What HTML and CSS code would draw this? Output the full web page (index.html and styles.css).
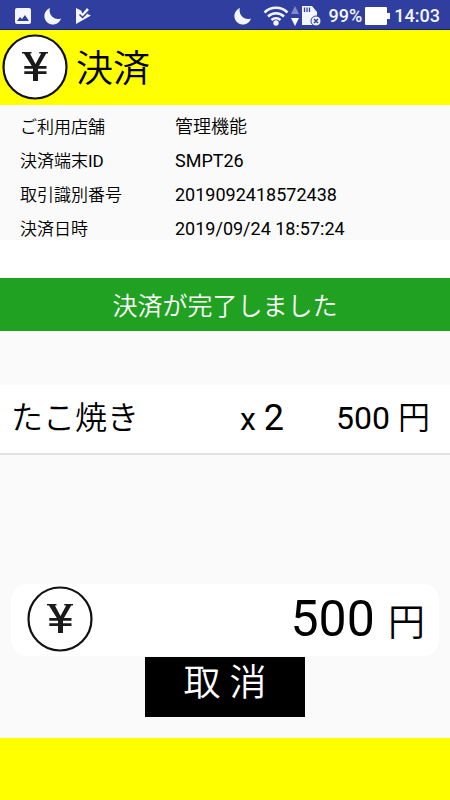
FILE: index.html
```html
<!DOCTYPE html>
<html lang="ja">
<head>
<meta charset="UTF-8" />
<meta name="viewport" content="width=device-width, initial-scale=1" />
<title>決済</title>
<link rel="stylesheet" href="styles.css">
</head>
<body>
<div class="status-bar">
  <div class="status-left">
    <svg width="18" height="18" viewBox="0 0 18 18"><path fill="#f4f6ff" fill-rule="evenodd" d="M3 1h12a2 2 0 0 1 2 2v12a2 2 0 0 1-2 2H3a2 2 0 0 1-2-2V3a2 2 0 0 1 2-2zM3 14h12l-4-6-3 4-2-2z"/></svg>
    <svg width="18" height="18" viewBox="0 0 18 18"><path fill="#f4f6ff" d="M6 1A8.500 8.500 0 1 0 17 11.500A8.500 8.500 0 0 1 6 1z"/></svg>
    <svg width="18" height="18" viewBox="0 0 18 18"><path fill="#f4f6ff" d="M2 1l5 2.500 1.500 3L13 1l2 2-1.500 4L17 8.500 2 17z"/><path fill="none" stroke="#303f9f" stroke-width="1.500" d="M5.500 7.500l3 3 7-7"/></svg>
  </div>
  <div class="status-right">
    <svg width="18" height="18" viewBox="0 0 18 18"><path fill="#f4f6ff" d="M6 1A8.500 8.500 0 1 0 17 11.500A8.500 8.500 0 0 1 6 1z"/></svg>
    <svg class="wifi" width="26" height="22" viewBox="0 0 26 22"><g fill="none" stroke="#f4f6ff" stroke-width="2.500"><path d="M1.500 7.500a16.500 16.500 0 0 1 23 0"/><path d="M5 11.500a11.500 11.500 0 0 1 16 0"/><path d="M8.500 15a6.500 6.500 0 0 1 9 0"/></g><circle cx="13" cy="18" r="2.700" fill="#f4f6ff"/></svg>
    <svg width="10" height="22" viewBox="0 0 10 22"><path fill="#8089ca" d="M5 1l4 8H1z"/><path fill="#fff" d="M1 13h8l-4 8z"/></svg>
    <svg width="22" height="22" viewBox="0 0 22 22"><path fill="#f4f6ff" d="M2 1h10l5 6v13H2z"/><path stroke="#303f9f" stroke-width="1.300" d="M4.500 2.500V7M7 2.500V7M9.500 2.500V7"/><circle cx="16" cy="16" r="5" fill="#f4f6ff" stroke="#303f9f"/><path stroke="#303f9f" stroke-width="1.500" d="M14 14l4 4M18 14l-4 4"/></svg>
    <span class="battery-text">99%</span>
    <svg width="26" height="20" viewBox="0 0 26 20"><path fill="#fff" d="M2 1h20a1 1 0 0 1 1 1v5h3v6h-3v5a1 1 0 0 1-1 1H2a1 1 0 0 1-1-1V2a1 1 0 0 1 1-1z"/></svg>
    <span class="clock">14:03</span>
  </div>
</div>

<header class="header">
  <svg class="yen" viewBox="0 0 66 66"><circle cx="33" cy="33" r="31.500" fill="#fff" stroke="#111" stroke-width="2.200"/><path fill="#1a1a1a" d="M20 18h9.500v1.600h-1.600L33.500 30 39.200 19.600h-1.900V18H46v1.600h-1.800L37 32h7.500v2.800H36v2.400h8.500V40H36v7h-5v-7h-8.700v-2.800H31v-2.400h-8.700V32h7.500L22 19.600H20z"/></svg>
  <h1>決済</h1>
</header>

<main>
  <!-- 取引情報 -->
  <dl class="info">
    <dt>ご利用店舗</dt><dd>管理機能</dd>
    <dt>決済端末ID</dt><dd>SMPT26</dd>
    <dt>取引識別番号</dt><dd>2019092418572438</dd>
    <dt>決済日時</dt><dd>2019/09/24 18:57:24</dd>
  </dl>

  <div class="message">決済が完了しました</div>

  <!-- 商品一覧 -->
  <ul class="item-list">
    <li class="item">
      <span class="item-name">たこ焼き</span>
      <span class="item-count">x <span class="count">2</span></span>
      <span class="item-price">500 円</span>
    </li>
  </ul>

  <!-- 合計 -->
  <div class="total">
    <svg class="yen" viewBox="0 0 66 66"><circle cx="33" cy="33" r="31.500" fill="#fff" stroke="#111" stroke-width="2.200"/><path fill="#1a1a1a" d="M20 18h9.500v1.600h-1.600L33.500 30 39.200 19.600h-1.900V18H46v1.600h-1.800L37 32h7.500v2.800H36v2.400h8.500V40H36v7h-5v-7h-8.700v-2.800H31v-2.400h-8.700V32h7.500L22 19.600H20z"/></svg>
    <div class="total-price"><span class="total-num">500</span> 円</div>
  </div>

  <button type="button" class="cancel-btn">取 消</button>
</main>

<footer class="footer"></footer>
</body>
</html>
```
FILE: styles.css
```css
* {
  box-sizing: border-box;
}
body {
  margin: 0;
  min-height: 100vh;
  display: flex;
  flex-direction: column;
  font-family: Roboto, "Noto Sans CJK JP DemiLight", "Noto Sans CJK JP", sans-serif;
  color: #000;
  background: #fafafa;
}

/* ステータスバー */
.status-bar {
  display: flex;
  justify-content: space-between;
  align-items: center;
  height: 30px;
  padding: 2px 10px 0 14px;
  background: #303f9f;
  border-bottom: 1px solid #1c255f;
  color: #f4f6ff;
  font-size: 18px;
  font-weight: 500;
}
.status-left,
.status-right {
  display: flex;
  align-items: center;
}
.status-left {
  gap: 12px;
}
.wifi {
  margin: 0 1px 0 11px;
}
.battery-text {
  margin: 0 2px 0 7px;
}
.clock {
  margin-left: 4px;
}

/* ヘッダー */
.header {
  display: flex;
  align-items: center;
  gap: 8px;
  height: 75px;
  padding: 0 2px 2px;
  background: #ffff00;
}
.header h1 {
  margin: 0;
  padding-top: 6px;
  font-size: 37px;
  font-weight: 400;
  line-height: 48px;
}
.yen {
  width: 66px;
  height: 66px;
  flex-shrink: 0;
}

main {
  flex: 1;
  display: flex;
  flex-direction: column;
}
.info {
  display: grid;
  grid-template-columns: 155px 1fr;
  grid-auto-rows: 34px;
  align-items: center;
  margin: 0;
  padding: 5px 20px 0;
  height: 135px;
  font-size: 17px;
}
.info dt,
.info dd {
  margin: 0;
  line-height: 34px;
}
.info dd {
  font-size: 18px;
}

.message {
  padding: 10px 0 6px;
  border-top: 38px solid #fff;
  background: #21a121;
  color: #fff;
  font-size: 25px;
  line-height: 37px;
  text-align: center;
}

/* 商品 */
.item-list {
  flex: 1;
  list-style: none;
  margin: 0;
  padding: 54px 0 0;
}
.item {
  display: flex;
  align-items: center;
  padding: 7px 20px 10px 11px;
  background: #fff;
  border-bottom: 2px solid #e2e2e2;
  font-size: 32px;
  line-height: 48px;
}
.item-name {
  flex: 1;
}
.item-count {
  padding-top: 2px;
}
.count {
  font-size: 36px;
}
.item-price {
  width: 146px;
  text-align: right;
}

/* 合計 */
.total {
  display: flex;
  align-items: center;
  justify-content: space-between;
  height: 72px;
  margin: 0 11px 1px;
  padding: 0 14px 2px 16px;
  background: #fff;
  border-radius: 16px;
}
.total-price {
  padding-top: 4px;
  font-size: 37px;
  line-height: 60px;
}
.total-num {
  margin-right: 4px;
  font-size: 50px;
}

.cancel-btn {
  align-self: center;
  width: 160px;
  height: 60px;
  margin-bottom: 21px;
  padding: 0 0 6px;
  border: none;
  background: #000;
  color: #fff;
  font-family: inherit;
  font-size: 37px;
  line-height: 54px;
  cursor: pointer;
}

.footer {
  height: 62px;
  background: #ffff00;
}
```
■ ■ ■ ■ ■
Images should not appear in the copy; retype the listing above exactly.

Task output »
What HTML and CSS code would draw this? Output the full web page (index.html and styles.css).
FILE: index.html
```html
<!DOCTYPE html>
<html lang="ja">
<head>
<meta charset="UTF-8" />
<meta name="viewport" content="width=device-width, initial-scale=1" />
<title>決済</title>
<link rel="stylesheet" href="styles.css">
</head>
<body>
<div class="status-bar">
  <div class="status-left">
    <svg width="18" height="18" viewBox="0 0 18 18"><path fill="#f4f6ff" fill-rule="evenodd" d="M3 1h12a2 2 0 0 1 2 2v12a2 2 0 0 1-2 2H3a2 2 0 0 1-2-2V3a2 2 0 0 1 2-2zM3 14h12l-4-6-3 4-2-2z"/></svg>
    <svg width="18" height="18" viewBox="0 0 18 18"><path fill="#f4f6ff" d="M6 1A8.500 8.500 0 1 0 17 11.500A8.500 8.500 0 0 1 6 1z"/></svg>
    <svg width="18" height="18" viewBox="0 0 18 18"><path fill="#f4f6ff" d="M2 1l5 2.500 1.500 3L13 1l2 2-1.500 4L17 8.500 2 17z"/><path fill="none" stroke="#303f9f" stroke-width="1.500" d="M5.500 7.500l3 3 7-7"/></svg>
  </div>
  <div class="status-right">
    <svg width="18" height="18" viewBox="0 0 18 18"><path fill="#f4f6ff" d="M6 1A8.500 8.500 0 1 0 17 11.500A8.500 8.500 0 0 1 6 1z"/></svg>
    <svg class="wifi" width="26" height="22" viewBox="0 0 26 22"><g fill="none" stroke="#f4f6ff" stroke-width="2.500"><path d="M1.500 7.500a16.500 16.500 0 0 1 23 0"/><path d="M5 11.500a11.500 11.500 0 0 1 16 0"/><path d="M8.500 15a6.500 6.500 0 0 1 9 0"/></g><circle cx="13" cy="18" r="2.700" fill="#f4f6ff"/></svg>
    <svg width="10" height="22" viewBox="0 0 10 22"><path fill="#8089ca" d="M5 1l4 8H1z"/><path fill="#fff" d="M1 13h8l-4 8z"/></svg>
    <svg width="22" height="22" viewBox="0 0 22 22"><path fill="#f4f6ff" d="M2 1h10l5 6v13H2z"/><path stroke="#303f9f" stroke-width="1.300" d="M4.500 2.500V7M7 2.500V7M9.500 2.500V7"/><circle cx="16" cy="16" r="5" fill="#f4f6ff" stroke="#303f9f"/><path stroke="#303f9f" stroke-width="1.500" d="M14 14l4 4M18 14l-4 4"/></svg>
    <span class="battery-text">99%</span>
    <svg width="26" height="20" viewBox="0 0 26 20"><path fill="#fff" d="M2 1h20a1 1 0 0 1 1 1v5h3v6h-3v5a1 1 0 0 1-1 1H2a1 1 0 0 1-1-1V2a1 1 0 0 1 1-1z"/></svg>
    <span class="clock">14:03</span>
  </div>
</div>

<header class="header">
  <svg class="yen" viewBox="0 0 66 66"><circle cx="33" cy="33" r="31.500" fill="#fff" stroke="#111" stroke-width="2.200"/><path fill="#1a1a1a" d="M20 18h9.500v1.600h-1.600L33.500 30 39.200 19.600h-1.900V18H46v1.600h-1.800L37 32h7.500v2.800H36v2.400h8.500V40H36v7h-5v-7h-8.700v-2.800H31v-2.400h-8.700V32h7.500L22 19.600H20z"/></svg>
  <h1>決済</h1>
</header>

<main>
  <!-- 取引情報 -->
  <dl class="info">
    <dt>ご利用店舗</dt><dd>管理機能</dd>
    <dt>決済端末ID</dt><dd>SMPT26</dd>
    <dt>取引識別番号</dt><dd>2019092418572438</dd>
    <dt>決済日時</dt><dd>2019/09/24 18:57:24</dd>
  </dl>

  <div class="message">決済が完了しました</div>

  <!-- 商品一覧 -->
  <ul class="item-list">
    <li class="item">
      <span class="item-name">たこ焼き</span>
      <span class="item-count">x <span class="count">2</span></span>
      <span class="item-price">500 円</span>
    </li>
  </ul>

  <!-- 合計 -->
  <div class="total">
    <svg class="yen" viewBox="0 0 66 66"><circle cx="33" cy="33" r="31.500" fill="#fff" stroke="#111" stroke-width="2.200"/><path fill="#1a1a1a" d="M20 18h9.500v1.600h-1.600L33.500 30 39.200 19.600h-1.900V18H46v1.600h-1.800L37 32h7.500v2.800H36v2.400h8.500V40H36v7h-5v-7h-8.700v-2.800H31v-2.400h-8.700V32h7.500L22 19.600H20z"/></svg>
    <div class="total-price"><span class="total-num">500</span> 円</div>
  </div>

  <button type="button" class="cancel-btn">取 消</button>
</main>

<footer class="footer"></footer>
</body>
</html>
```
FILE: styles.css
```css
* {
  box-sizing: border-box;
}
body {
  margin: 0;
  min-height: 100vh;
  display: flex;
  flex-direction: column;
  font-family: Roboto, "Noto Sans CJK JP DemiLight", "Noto Sans CJK JP", sans-serif;
  color: #000;
  background: #fafafa;
}

/* ステータスバー */
.status-bar {
  display: flex;
  justify-content: space-between;
  align-items: center;
  height: 30px;
  padding: 2px 10px 0 14px;
  background: #303f9f;
  border-bottom: 1px solid #1c255f;
  color: #f4f6ff;
  font-size: 18px;
  font-weight: 500;
}
.status-left,
.status-right {
  display: flex;
  align-items: center;
}
.status-left {
  gap: 12px;
}
.wifi {
  margin: 0 1px 0 11px;
}
.battery-text {
  margin: 0 2px 0 7px;
}
.clock {
  margin-left: 4px;
}

/* ヘッダー */
.header {
  display: flex;
  align-items: center;
  gap: 8px;
  height: 75px;
  padding: 0 2px 2px;
  background: #ffff00;
}
.header h1 {
  margin: 0;
  padding-top: 6px;
  font-size: 37px;
  font-weight: 400;
  line-height: 48px;
}
.yen {
  width: 66px;
  height: 66px;
  flex-shrink: 0;
}

main {
  flex: 1;
  display: flex;
  flex-direction: column;
}
.info {
  display: grid;
  grid-template-columns: 155px 1fr;
  grid-auto-rows: 34px;
  align-items: center;
  margin: 0;
  padding: 5px 20px 0;
  height: 135px;
  font-size: 17px;
}
.info dt,
.info dd {
  margin: 0;
  line-height: 34px;
}
.info dd {
  font-size: 18px;
}

.message {
  padding: 10px 0 6px;
  border-top: 38px solid #fff;
  background: #21a121;
  color: #fff;
  font-size: 25px;
  line-height: 37px;
  text-align: center;
}

/* 商品 */
.item-list {
  flex: 1;
  list-style: none;
  margin: 0;
  padding: 54px 0 0;
}
.item {
  display: flex;
  align-items: center;
  padding: 7px 20px 10px 11px;
  background: #fff;
  border-bottom: 2px solid #e2e2e2;
  font-size: 32px;
  line-height: 48px;
}
.item-name {
  flex: 1;
}
.item-count {
  padding-top: 2px;
}
.count {
  font-size: 36px;
}
.item-price {
  width: 146px;
  text-align: right;
}

/* 合計 */
.total {
  display: flex;
  align-items: center;
  justify-content: space-between;
  height: 72px;
  margin: 0 11px 1px;
  padding: 0 14px 2px 16px;
  background: #fff;
  border-radius: 16px;
}
.total-price {
  padding-top: 4px;
  font-size: 37px;
  line-height: 60px;
}
.total-num {
  margin-right: 4px;
  font-size: 50px;
}

.cancel-btn {
  align-self: center;
  width: 160px;
  height: 60px;
  margin-bottom: 21px;
  padding: 0 0 6px;
  border: none;
  background: #000;
  color: #fff;
  font-family: inherit;
  font-size: 37px;
  line-height: 54px;
  cursor: pointer;
}

.footer {
  height: 62px;
  background: #ffff00;
}
```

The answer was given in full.